Task requirements
Everything in the listing except the pictures should be written out exactly.

Provided material
········

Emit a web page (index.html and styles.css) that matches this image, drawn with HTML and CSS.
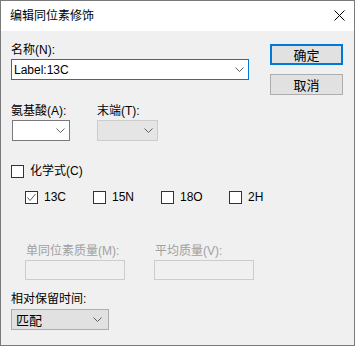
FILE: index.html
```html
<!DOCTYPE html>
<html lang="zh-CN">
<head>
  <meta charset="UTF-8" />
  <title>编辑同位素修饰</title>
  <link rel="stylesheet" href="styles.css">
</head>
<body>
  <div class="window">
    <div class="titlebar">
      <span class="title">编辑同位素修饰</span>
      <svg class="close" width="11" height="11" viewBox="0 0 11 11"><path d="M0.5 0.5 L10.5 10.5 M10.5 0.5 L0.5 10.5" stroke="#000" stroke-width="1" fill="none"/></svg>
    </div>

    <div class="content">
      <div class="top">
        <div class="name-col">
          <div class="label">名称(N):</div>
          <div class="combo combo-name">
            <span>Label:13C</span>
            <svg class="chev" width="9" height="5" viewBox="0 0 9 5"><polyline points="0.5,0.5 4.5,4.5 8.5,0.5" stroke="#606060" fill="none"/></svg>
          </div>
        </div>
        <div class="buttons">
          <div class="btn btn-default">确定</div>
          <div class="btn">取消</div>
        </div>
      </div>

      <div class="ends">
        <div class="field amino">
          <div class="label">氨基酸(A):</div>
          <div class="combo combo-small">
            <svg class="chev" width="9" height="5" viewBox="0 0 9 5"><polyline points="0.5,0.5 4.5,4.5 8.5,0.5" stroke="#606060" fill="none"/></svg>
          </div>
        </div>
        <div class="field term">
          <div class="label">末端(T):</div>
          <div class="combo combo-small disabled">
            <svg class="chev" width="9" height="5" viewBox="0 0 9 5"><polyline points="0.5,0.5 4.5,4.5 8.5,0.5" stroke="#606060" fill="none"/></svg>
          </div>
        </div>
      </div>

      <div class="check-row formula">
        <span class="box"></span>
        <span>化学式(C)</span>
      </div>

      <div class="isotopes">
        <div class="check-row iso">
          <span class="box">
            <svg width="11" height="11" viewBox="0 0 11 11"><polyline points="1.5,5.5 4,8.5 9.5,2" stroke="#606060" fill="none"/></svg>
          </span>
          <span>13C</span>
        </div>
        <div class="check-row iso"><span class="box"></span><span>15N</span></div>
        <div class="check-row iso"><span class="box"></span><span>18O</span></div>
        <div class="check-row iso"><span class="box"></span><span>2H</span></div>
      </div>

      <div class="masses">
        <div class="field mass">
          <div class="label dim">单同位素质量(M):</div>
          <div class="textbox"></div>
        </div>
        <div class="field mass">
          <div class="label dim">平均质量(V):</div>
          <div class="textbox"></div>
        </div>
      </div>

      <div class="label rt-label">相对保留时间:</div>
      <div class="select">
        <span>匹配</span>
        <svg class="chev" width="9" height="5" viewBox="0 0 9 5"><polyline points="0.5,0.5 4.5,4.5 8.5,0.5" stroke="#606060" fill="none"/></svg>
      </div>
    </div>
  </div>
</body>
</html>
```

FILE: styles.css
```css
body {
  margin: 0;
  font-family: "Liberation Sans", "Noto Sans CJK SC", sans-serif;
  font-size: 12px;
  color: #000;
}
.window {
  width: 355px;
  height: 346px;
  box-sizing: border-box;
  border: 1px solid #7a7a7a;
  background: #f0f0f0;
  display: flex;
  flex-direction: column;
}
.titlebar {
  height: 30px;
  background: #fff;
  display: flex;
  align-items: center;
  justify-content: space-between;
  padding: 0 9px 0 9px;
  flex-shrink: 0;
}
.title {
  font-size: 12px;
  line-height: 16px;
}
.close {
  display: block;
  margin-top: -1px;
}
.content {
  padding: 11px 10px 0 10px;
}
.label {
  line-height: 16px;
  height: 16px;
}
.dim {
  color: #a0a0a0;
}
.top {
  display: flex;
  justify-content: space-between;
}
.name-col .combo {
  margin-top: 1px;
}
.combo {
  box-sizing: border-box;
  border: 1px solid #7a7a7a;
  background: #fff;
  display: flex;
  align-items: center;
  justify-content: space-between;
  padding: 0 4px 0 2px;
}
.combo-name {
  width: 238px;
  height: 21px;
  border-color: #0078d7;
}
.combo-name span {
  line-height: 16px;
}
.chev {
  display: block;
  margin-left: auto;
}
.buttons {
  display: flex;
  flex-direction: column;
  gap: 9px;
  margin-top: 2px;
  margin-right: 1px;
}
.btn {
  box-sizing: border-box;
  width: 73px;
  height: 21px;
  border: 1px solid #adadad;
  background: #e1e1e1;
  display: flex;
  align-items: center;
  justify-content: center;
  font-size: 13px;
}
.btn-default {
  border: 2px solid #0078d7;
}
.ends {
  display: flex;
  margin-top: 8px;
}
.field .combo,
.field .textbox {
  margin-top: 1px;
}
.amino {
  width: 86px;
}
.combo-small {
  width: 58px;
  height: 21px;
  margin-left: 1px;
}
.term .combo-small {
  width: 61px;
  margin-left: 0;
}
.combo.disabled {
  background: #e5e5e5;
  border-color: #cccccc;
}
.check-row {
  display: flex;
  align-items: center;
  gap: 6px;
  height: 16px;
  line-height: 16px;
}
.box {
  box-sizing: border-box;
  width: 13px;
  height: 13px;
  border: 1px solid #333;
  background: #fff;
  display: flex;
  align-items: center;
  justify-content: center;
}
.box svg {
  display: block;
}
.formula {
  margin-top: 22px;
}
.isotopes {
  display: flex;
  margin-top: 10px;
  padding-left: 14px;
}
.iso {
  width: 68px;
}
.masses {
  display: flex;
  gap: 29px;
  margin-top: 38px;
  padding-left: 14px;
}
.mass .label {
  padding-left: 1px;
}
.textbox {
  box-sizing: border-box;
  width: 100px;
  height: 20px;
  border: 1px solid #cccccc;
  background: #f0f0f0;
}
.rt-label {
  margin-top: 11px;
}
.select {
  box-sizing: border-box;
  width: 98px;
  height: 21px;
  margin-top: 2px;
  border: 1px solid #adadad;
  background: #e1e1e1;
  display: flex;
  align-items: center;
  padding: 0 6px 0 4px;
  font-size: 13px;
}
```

········

Correct response
Emit a web page (index.html and styles.css) that matches this image, drawn with HTML and CSS.
FILE: index.html
```html
<!DOCTYPE html>
<html lang="zh-CN">
<head>
  <meta charset="UTF-8" />
  <title>编辑同位素修饰</title>
  <link rel="stylesheet" href="styles.css">
</head>
<body>
  <div class="window">
    <div class="titlebar">
      <span class="title">编辑同位素修饰</span>
      <svg class="close" width="11" height="11" viewBox="0 0 11 11"><path d="M0.5 0.5 L10.5 10.5 M10.5 0.5 L0.5 10.5" stroke="#000" stroke-width="1" fill="none"/></svg>
    </div>

    <div class="content">
      <div class="top">
        <div class="name-col">
          <div class="label">名称(N):</div>
          <div class="combo combo-name">
            <span>Label:13C</span>
            <svg class="chev" width="9" height="5" viewBox="0 0 9 5"><polyline points="0.5,0.5 4.5,4.5 8.5,0.5" stroke="#606060" fill="none"/></svg>
          </div>
        </div>
        <div class="buttons">
          <div class="btn btn-default">确定</div>
          <div class="btn">取消</div>
        </div>
      </div>

      <div class="ends">
        <div class="field amino">
          <div class="label">氨基酸(A):</div>
          <div class="combo combo-small">
            <svg class="chev" width="9" height="5" viewBox="0 0 9 5"><polyline points="0.5,0.5 4.5,4.5 8.5,0.5" stroke="#606060" fill="none"/></svg>
          </div>
        </div>
        <div class="field term">
          <div class="label">末端(T):</div>
          <div class="combo combo-small disabled">
            <svg class="chev" width="9" height="5" viewBox="0 0 9 5"><polyline points="0.5,0.5 4.5,4.5 8.5,0.5" stroke="#606060" fill="none"/></svg>
          </div>
        </div>
      </div>

      <div class="check-row formula">
        <span class="box"></span>
        <span>化学式(C)</span>
      </div>

      <div class="isotopes">
        <div class="check-row iso">
          <span class="box">
            <svg width="11" height="11" viewBox="0 0 11 11"><polyline points="1.5,5.5 4,8.5 9.5,2" stroke="#606060" fill="none"/></svg>
          </span>
          <span>13C</span>
        </div>
        <div class="check-row iso"><span class="box"></span><span>15N</span></div>
        <div class="check-row iso"><span class="box"></span><span>18O</span></div>
        <div class="check-row iso"><span class="box"></span><span>2H</span></div>
      </div>

      <div class="masses">
        <div class="field mass">
          <div class="label dim">单同位素质量(M):</div>
          <div class="textbox"></div>
        </div>
        <div class="field mass">
          <div class="label dim">平均质量(V):</div>
          <div class="textbox"></div>
        </div>
      </div>

      <div class="label rt-label">相对保留时间:</div>
      <div class="select">
        <span>匹配</span>
        <svg class="chev" width="9" height="5" viewBox="0 0 9 5"><polyline points="0.5,0.5 4.5,4.5 8.5,0.5" stroke="#606060" fill="none"/></svg>
      </div>
    </div>
  </div>
</body>
</html>
```

FILE: styles.css
```css
body {
  margin: 0;
  font-family: "Liberation Sans", "Noto Sans CJK SC", sans-serif;
  font-size: 12px;
  color: #000;
}
.window {
  width: 355px;
  height: 346px;
  box-sizing: border-box;
  border: 1px solid #7a7a7a;
  background: #f0f0f0;
  display: flex;
  flex-direction: column;
}
.titlebar {
  height: 30px;
  background: #fff;
  display: flex;
  align-items: center;
  justify-content: space-between;
  padding: 0 9px 0 9px;
  flex-shrink: 0;
}
.title {
  font-size: 12px;
  line-height: 16px;
}
.close {
  display: block;
  margin-top: -1px;
}
.content {
  padding: 11px 10px 0 10px;
}
.label {
  line-height: 16px;
  height: 16px;
}
.dim {
  color: #a0a0a0;
}
.top {
  display: flex;
  justify-content: space-between;
}
.name-col .combo {
  margin-top: 1px;
}
.combo {
  box-sizing: border-box;
  border: 1px solid #7a7a7a;
  background: #fff;
  display: flex;
  align-items: center;
  justify-content: space-between;
  padding: 0 4px 0 2px;
}
.combo-name {
  width: 238px;
  height: 21px;
  border-color: #0078d7;
}
.combo-name span {
  line-height: 16px;
}
.chev {
  display: block;
  margin-left: auto;
}
.buttons {
  display: flex;
  flex-direction: column;
  gap: 9px;
  margin-top: 2px;
  margin-right: 1px;
}
.btn {
  box-sizing: border-box;
  width: 73px;
  height: 21px;
  border: 1px solid #adadad;
  background: #e1e1e1;
  display: flex;
  align-items: center;
  justify-content: center;
  font-size: 13px;
}
.btn-default {
  border: 2px solid #0078d7;
}
.ends {
  display: flex;
  margin-top: 8px;
}
.field .combo,
.field .textbox {
  margin-top: 1px;
}
.amino {
  width: 86px;
}
.combo-small {
  width: 58px;
  height: 21px;
  margin-left: 1px;
}
.term .combo-small {
  width: 61px;
  margin-left: 0;
}
.combo.disabled {
  background: #e5e5e5;
  border-color: #cccccc;
}
.check-row {
  display: flex;
  align-items: center;
  gap: 6px;
  height: 16px;
  line-height: 16px;
}
.box {
  box-sizing: border-box;
  width: 13px;
  height: 13px;
  border: 1px solid #333;
  background: #fff;
  display: flex;
  align-items: center;
  justify-content: center;
}
.box svg {
  display: block;
}
.formula {
  margin-top: 22px;
}
.isotopes {
  display: flex;
  margin-top: 10px;
  padding-left: 14px;
}
.iso {
  width: 68px;
}
.masses {
  display: flex;
  gap: 29px;
  margin-top: 38px;
  padding-left: 14px;
}
.mass .label {
  padding-left: 1px;
}
.textbox {
  box-sizing: border-box;
  width: 100px;
  height: 20px;
  border: 1px solid #cccccc;
  background: #f0f0f0;
}
.rt-label {
  margin-top: 11px;
}
.select {
  box-sizing: border-box;
  width: 98px;
  height: 21px;
  margin-top: 2px;
  border: 1px solid #adadad;
  background: #e1e1e1;
  display: flex;
  align-items: center;
  padding: 0 6px 0 4px;
  font-size: 13px;
}
```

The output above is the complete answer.